No airline has gotten more publicity lately than Spirit Airlines – for all the wrong reasons.
Recently Spirit Airlines has made the decision to charge up to forty-five dollars to passengers who bring carry-on bags onto the flight, and the press has been slamming them.
Yet Fast Company co-founder Bill Taylor thinks the criticism has been misdirected. Taylor writes in a blog for Harvard Business Review that the big problem is “a company’s actions should line up with the message it’s been sending its customers all along.”
Southwest, one of the few profitable airlines, prides itself on not charging for checked bags of any kind and has even created an advertising campaign based on that. On the other side of the spectrum there is Ryanair, a European airline which has had tremendous success being so cut-rate they charge for practically everything except having a seat. Both airlines create expectations and live up to them.

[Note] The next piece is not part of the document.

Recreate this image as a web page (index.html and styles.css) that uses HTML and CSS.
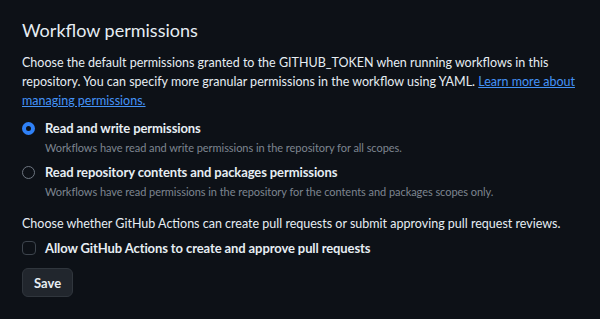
FILE: index.html
```html
<!DOCTYPE html>
<html lang="en">
<head>
  <meta charset="UTF-8" />
  <title>Workflow permissions</title>
  <link rel="stylesheet" href="styles.css">
</head>
<body>
  <div class="settings">
    <h2 class="subhead">Workflow permissions</h2>
    <p class="intro">Choose the default permissions granted to the GITHUB_TOKEN when running workflows in this repository. You can specify more granular permissions in the workflow using YAML. <a href="#">Learn more about managing permissions.</a></p>

    <!-- token permission choices -->
    <div class="choice">
      <input type="radio" name="perm" id="perm-write" checked>
      <div>
        <label for="perm-write">Read and write permissions</label>
        <p class="note">Workflows have read and write permissions in the repository for all scopes.</p>
      </div>
    </div>
    <div class="choice">
      <input type="radio" name="perm" id="perm-read">
      <div>
        <label for="perm-read">Read repository contents and packages permissions</label>
        <p class="note">Workflows have read permissions in the repository for the contents and packages scopes only.</p>
      </div>
    </div>

    <p class="intro second">Choose whether GitHub Actions can create pull requests or submit approving pull request reviews.</p>
    <div class="choice">
      <input type="checkbox" id="allow-pr">
      <label for="allow-pr">Allow GitHub Actions to create and approve pull requests</label>
    </div>

    <button class="btn">Save</button>
  </div>
</body>
</html>
```

FILE: styles.css
```css
/* page */
body {
  margin: 0;
  background: #0d1117;
  color: #e6edf3;
  font-family: Lato, sans-serif;
  font-size: 12.5px;
}
.settings {
  padding: 16px 12px 0 22px;
}
.subhead {
  margin: 0 0 9px;
  font-size: 18px;
  font-weight: 400;
  line-height: 28px;
}
.intro {
  margin: 0 0 8px;
  line-height: 19px;
}
.intro a {
  color: #4493f8;
  text-decoration: underline;
}
.intro.second {
  margin-top: 13px;
  margin-bottom: 5px;
}

/* radio + checkbox rows */
.choice {
  display: flex;
  align-items: flex-start;
  gap: 9px;
  margin-bottom: 5px;
}
.choice label {
  font-size: 13px;
  font-weight: 700;
  line-height: 20px;
  letter-spacing: -0.1px;
}
.note {
  margin: 0;
  font-size: 11px;
  color: #7d8590;
  line-height: 19px;
  letter-spacing: -0.05px;
}
.choice input {
  appearance: none;
  margin: 3px 0 0;
  width: 14px;
  height: 14px;
  flex: none;
  border: 1px solid #6e7681;
  background: #0d1117;
}
.choice input[type=radio] {
  margin: 4px 1px 0 0;
  width: 13px;
  height: 13px;
  border-radius: 50%;
}
.choice input[type=radio]:checked {
  border: 4px solid #2f81f7;
}
.choice input[type=checkbox] {
  border-color: #3d444d;
  border-radius: 4px;
}

/* button */
.btn {
  display: block;
  margin-top: 10px;
  padding: 0 11px;
  height: 29px;
  background: #21262d;
  color: #e6edf3;
  border: 1px solid #30363d;
  border-radius: 6px;
  font-family: inherit;
  font-size: 13px;
  font-weight: 700;
}
```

So if your dental office is a clinic type practice where no appointment is necessary, emergencies are welcome and cold steel and sunshine is the most popular procedure, making patients wait in a crowded reception area may be consistent with their expectations.
On the other hand, if you claim to offer “five star service” and set your fees accordingly, you better live up to that Ritz-Carlton standard, even if that means sucking it up from time to time to keep your patients happy.
So get in the “Spirit” – the lesson is simple. Set your expectations as you like and act accordingly – or better!